Każdy kraj ma swoje tajemnice, niewyjaśnione śmierci znanych osób. Tak jest też w Gruzji, gdzie do dziś nie są znane okoliczności śmierci pierwszego prezydenta tego kraju, Zwiada Gamsachurdii. O tym chce opowiedzieć w swoim najnowszym filmie „Khibula”, gruziński reżyser George Ovashvili – zdobywca trzech nagród Tofifest’2014.
Gruzja ma multum spraw ciążących na jej współczesności, spraw niezamkniętych. Kolonialna zależność od Rosji, rozpad kraju na trzy części w l. 90., wojny z Abchazją, Osetią, Rosją. Jedną z ważniejszych są polityczne wichry wokół prezydenta Zwiada Gamsachurdii (na fotografii). Od razu ostrzegamy, że gruzińska historia ma tyle „zwrotów akcji” i zawiłości, że można się w tym zagubić, ale dowiedzieć się warto.
Śmierć w Sylwestra
Gamsachurdia był pierwszym prezydentem wolnej od komunizmu Gruzji. W wyniku zamachu stanu, do którego doszło w grudniu 1991, ledwie w 7 miesięcy po jego wybraniu, musiał uciekać do Czeczenii.
I tu pierwszy zwrot akcji. Latem 1993 zdecydował się na powrót do Gruzji. Chciał zbrojnie obalić władze i sprowokować powstanie narodowe. Ofensywa jego wojsk doszła blisko stolicy - Tbilisili, ale rząd sięgnął po rosyjską pomoc.
Oddziały Gamsachurdii zostały rozbite, a on sam zbiegł do Abchazji. Zmarł w Sylwestra 1993 w bliżej nieznanych okolicznościach. Oficjalnie z powodu braku insuliny. Ovashvili chce opowiedzieć swoją wersję i zakończenie tej trudnej historii.
Khibula – ostatni port
Tytułowa Khibula to wioska w jednym z pasm gruzińskich gór. Prezydent Zwiad Gamsachurdia ucieka do niej, eskortowany przez grupę wiernych żołnierzy. We wsi mają być lojalni wobec niego żołnierze. Podróż jest trudna: pieszo przez górzysty teren na mrozie, wciąż pod ogniem wroga. Po dotarciu do celu, okazuje się, że nie ma tam nikogo. Prezydent zaczyna podejrzewać spisek.
"Khibula ma być historię ofiary, zdrady i upadku. W żądnym przypadku nie będzie to próba wyjaśnienia śmierci prezydenta, jaka był np. „JFK” z Kevinem Costnerem” - mówi Ovashvili.

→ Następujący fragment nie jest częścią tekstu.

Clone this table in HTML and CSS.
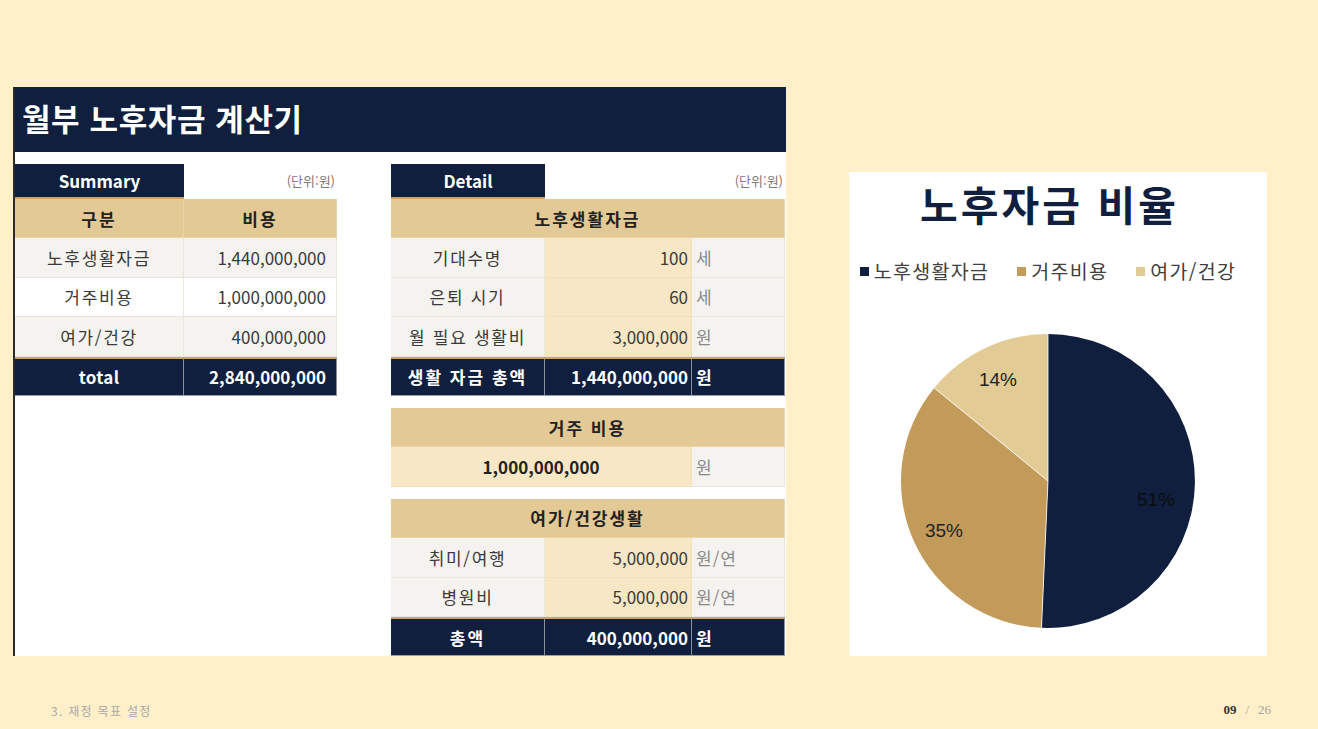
FILE: index.html
```html
<!DOCTYPE html>
<html lang="ko">
<head>
<meta charset="utf-8">
<title>월부 노후자금 계산기</title>
<link rel="stylesheet" href="styles.css">
</head>
<body>
<div class="slide">
  <div class="content">
    <section class="calc">
      <h1 class="calc-title">월부 노후자금 계산기</h1>
      <div class="calc-body">
        <div class="summary">
          <div class="cap-row">
            <div class="cap">Summary</div>
            <div class="unit-note">(단위:원)</div>
          </div>
          <div class="s-grid">
            <div class="c head">구분</div>
            <div class="c head">비용</div>
            <div class="c lbl">노후생활자금</div>
            <div class="c num">1,440,000,000</div>
            <div class="c lbl white">거주비용</div>
            <div class="c num white">1,000,000,000</div>
            <div class="c lbl">여가/건강</div>
            <div class="c num">400,000,000</div>
            <div class="c tot tot-latin">total</div>
            <div class="c tot num-tot">2,840,000,000</div>
          </div>
        </div>

        <div class="detail">
          <div class="cap-row d-cap">
            <div class="cap">Detail</div>
            <div class="unit-note">(단위:원)</div>
          </div>
          <div class="d-grid">
            <div class="c head span3">노후생활자금</div>
            <div class="c lbl">기대수명</div>
            <div class="c val">100</div>
            <div class="c unit">세</div>
            <div class="c lbl">은퇴 시기</div>
            <div class="c val">60</div>
            <div class="c unit">세</div>
            <div class="c lbl">월 필요 생활비</div>
            <div class="c val">3,000,000</div>
            <div class="c unit">원</div>
            <div class="c tot">생활 자금 총액</div>
            <div class="c tot num-tot">1,440,000,000</div>
            <div class="c tot unit-tot">원</div>
          </div>
          <div class="d-grid group">
            <div class="c head span3">거주 비용</div>
            <div class="c val-wide span2">1,000,000,000</div>
            <div class="c unit">원</div>
          </div>
          <div class="d-grid group">
            <div class="c head span3">여가/건강생활</div>
            <div class="c lbl">취미/여행</div>
            <div class="c val">5,000,000</div>
            <div class="c unit">원/연</div>
            <div class="c lbl">병원비</div>
            <div class="c val">5,000,000</div>
            <div class="c unit">원/연</div>
            <div class="c tot">총액</div>
            <div class="c tot num-tot">400,000,000</div>
            <div class="c tot unit-tot">원</div>
          </div>
        </div>
      </div>
    </section>

    <section class="chart">
      <h2 class="chart-title">노후자금 비율</h2>
      <ul class="legend">
        <li><span class="sw sw-navy"></span>노후생활자금</li>
        <li><span class="sw sw-gold"></span>거주비용</li>
        <li><span class="sw sw-light"></span>여가/건강</li>
      </ul>
      <svg class="pie" width="300" height="300" viewBox="-150 -150 300 300">
        <path d="M0,0 L0,-147 A147,147 0 1 1 -6.50,146.86 Z" fill="#0f1f3d"/>
        <path d="M0,0 L-6.50,146.86 A147,147 0 0 1 -113.77,-93.11 Z" fill="#c29b5b"/>
        <path d="M0,0 L-113.77,-93.11 A147,147 0 0 1 0,-147 Z" fill="#e3cb96"/>
        <line x1="0" y1="0" x2="0" y2="-147" stroke="#ffffff" stroke-width="0.8"/>
        <line x1="0" y1="0" x2="-6.5" y2="146.86" stroke="#ffffff" stroke-width="0.8"/>
        <line x1="0" y1="0" x2="-113.77" y2="-93.11" stroke="#ffffff" stroke-width="0.8"/>
        <text x="-50" y="-102" class="pl">14%</text>
        <text x="-104" y="49" class="pl">35%</text>
        <text x="108" y="18" class="pl pl-dark">51%</text>
      </svg>
    </section>
  </div>

  <footer class="footer">
    <span class="chapter">3. 재정 목표 설정</span>
    <span class="pager"><b class="cur">09</b><span class="sep">/</span><span class="total">26</span></span>
  </footer>
</div>
</body>
</html>
```

FILE: styles.css
```css
* { box-sizing: border-box; }

html, body {
  margin: 0;
  padding: 0;
}

body {
  background: #fff0c9;
  font-family: "Noto Sans CJK KR", "Noto Sans", sans-serif;
  color: #3a3a3a;
}

.slide {
  width: 1318px;
  height: 729px;
  background: #fff0c9;
  display: flex;
  flex-direction: column;
  overflow: hidden;
}

.content {
  display: flex;
  align-items: flex-end;
  gap: 63px;
  padding: 87px 0 0 13px;
}

/* ---------- calculator panel ---------- */
.calc {
  width: 773px;
  height: 569px;
  background: #ffffff;
  border-left: 2px solid #2b2b2b;
}

.calc-title {
  margin: 0;
  height: 65px;
  background: #0f1f3d;
  color: #ffffff;
  font-size: 31px;
  font-weight: 700;
  line-height: 62px;
  padding-left: 7px;
  letter-spacing: 0.6px;
}

.calc-body {
  display: flex;
  gap: 54px;
  padding-top: 12px;
}

.summary { width: 322px; }
.detail { width: 394px; }

.cap-row {
  display: flex;
  align-items: center;
  height: 35px;
}

.cap {
  width: 169px;
  height: 35px;
  background: #0f1f3d;
  color: #ffffff;
  font-weight: 700;
  font-size: 17px;
  display: flex;
  align-items: center;
  justify-content: center;
  border-bottom: 2px solid #c8a36b;
  align-self: flex-start;
}

.d-cap .cap { width: 154px; }

.unit-note {
  flex: 1;
  text-align: right;
  font-size: 13px;
  color: #7a7a7a;
  padding-right: 2px;
  align-self: flex-start;
  line-height: 34px;
}

.s-grid {
  display: grid;
  grid-template-columns: 169px 153px;
  grid-auto-rows: 39.4px;
}

.d-grid {
  display: grid;
  grid-template-columns: 154px 147px 93px;
  grid-auto-rows: 39.4px;
}

.d-grid.group { margin-top: 12px; }

.c {
  display: flex;
  align-items: center;
  font-size: 17px;
  border-right: 1px solid #ebe6dc;
  border-bottom: 1px solid #ebe6dc;
  background: #f5f3ef;
  color: #3a3a3a;
  white-space: nowrap;
}

.head {
  background: #e2c995;
  color: #222;
  font-weight: 700;
  justify-content: center;
  border-color: #e8d4a8;
  letter-spacing: 2px;
}

.span3 { grid-column: span 3; }
.span2 { grid-column: span 2; }

.lbl {
  justify-content: center;
  letter-spacing: 1.7px;
}

.num {
  justify-content: flex-end;
  padding-right: 10px;
}

.white { background: #ffffff; }

.val {
  background: #f7e7c5;
  justify-content: flex-end;
  padding-right: 3px;
  border-color: #f2e0bb;
}

.val-wide {
  background: #f7e7c5;
  justify-content: center;
  font-weight: 700;
  color: #222;
  border-color: #f2e0bb;
}

.unit {
  color: #8a8a8a;
  padding-left: 4px;
  letter-spacing: 1px;
}

.tot {
  background: #0f1f3d;
  color: #ffffff;
  font-weight: 700;
  justify-content: center;
  border-top: 2px solid #c8a36b;
  border-right: 1px solid #8a909c;
  border-bottom: 1px solid #9aa0aa;
  letter-spacing: 2px;
}

.tot-latin { letter-spacing: 0.3px; }

.num-tot {
  justify-content: flex-end;
  padding-right: 3px;
  letter-spacing: 0;
}

.s-grid .num-tot { padding-right: 10px; }

.unit-tot {
  justify-content: flex-start;
  padding-left: 4px;
}

/* ---------- chart panel ---------- */
.chart {
  width: 418px;
  height: 484px;
  background: #ffffff;
  padding: 5px 20px 0 0;
  display: flex;
  flex-direction: column;
  align-items: center;
}

.chart-title {
  margin: 0;
  font-size: 41px;
  line-height: 52px;
  font-weight: 700;
  color: #0f1f3d;
  letter-spacing: 3px;
  padding-left: 3px;
}

.legend {
  list-style: none;
  margin: 29px 0 0 0;
  padding: 0;
  display: flex;
  gap: 28px;
  font-size: 19.5px;
  line-height: 26px;
  color: #404040;
  letter-spacing: 1.3px;
}

.legend li {
  display: flex;
  align-items: center;
}

.sw {
  width: 9px;
  height: 9px;
  margin-right: 5px;
}

.sw-navy { background: #0f1f3d; }
.sw-gold { background: #c29b5b; }
.sw-light { background: #e3cb96; }

.pie {
  display: block;
  margin-top: 47px;
}

.pl {
  font-family: "Liberation Sans", Arial, sans-serif;
  font-size: 19px;
  fill: #222222;
  text-anchor: middle;
  dominant-baseline: central;
}

.pl-dark { fill: #0a0d14; }

/* ---------- footer ---------- */
.footer {
  display: flex;
  justify-content: space-between;
  align-items: center;
  margin-top: 46px;
  padding: 0 47px 0 51px;
  height: 16px;
}

.chapter {
  font-size: 12px;
  color: #a8a8a8;
  letter-spacing: 1.3px;
}

.pager {
  font-family: "Liberation Serif", serif;
  font-size: 13px;
  color: #a0a0a0;
}

.cur {
  color: #333333;
  font-weight: 700;
}

.sep {
  margin: 0 9px;
}
```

Co ciekawe, w roli Gamsachurdii obsadził irańskiego aktor Hosseina Mahjouba znanego z filmu „Kolory raju”, Majida Majidiego (1999).
George – Giorgi, przyjaciel Tofifest
George, a raczej Giorgi jest przyjacielem naszego festiwalu. W tym roku był jurorem konkursu Shortcut. Dwa lata wcześniej otrzymał trzy nagrody Tofifest za „Kukurydzianą Wyspę” (Corn Island / Simindis Kundzuli) - wyróżnienia, od Jury głównego i Jury Studenckiego oraz nagrodę publiczności. Ten sam film przyniósł mu także zwycięstwo na festiwalu w Karlovych Varach i ponad 20 innych trofeów.
Ten twórca jak niewielu potrafi pięknie opowiadać o sprawach smutnych i trudnych tematach swojej ojczyzny. Festiwalowej publiczności dał się poznać filmami „Drugi brzeg” („Gagma napiri”, 2009) i „Punkt widzenia” („Zgvis donidan”, 2005). Pierwszy przyniósł mu kilkanaście nagród na całym świecie, drugi nagrodę za najlepszy film krótkometrażowy w Berlinie. „Drugi brzeg” pokazywaliśmy także w 2010 roku na Tofifest podczas Panoramy Nowego Kina Gruzji.
Gruzini jak Rumuni
Polska publiczność i media rzadko zwracają uwagę na dynamiczny rozwój i osiągnięcia nieco egzotycznej dla nas kinematografii gruzińskiej. Filmy z Gruzji trudno znaleźć w multipleksach, zresztą zupełnie by tam nie pasowały. Co roku w konkursie głównym Tofifest gościmy nowe gruzińskie produkcje, a w 2010 pokazaliśmy szeroką panoramę kina z Gruzji. Widzimy, że specyfika nowej fali w gruzińskim kinie jest bardzo bliska artystycznie nowemu kinu rumuńskiemu i jest ono równie warte zainteresowania widzów i krytyki.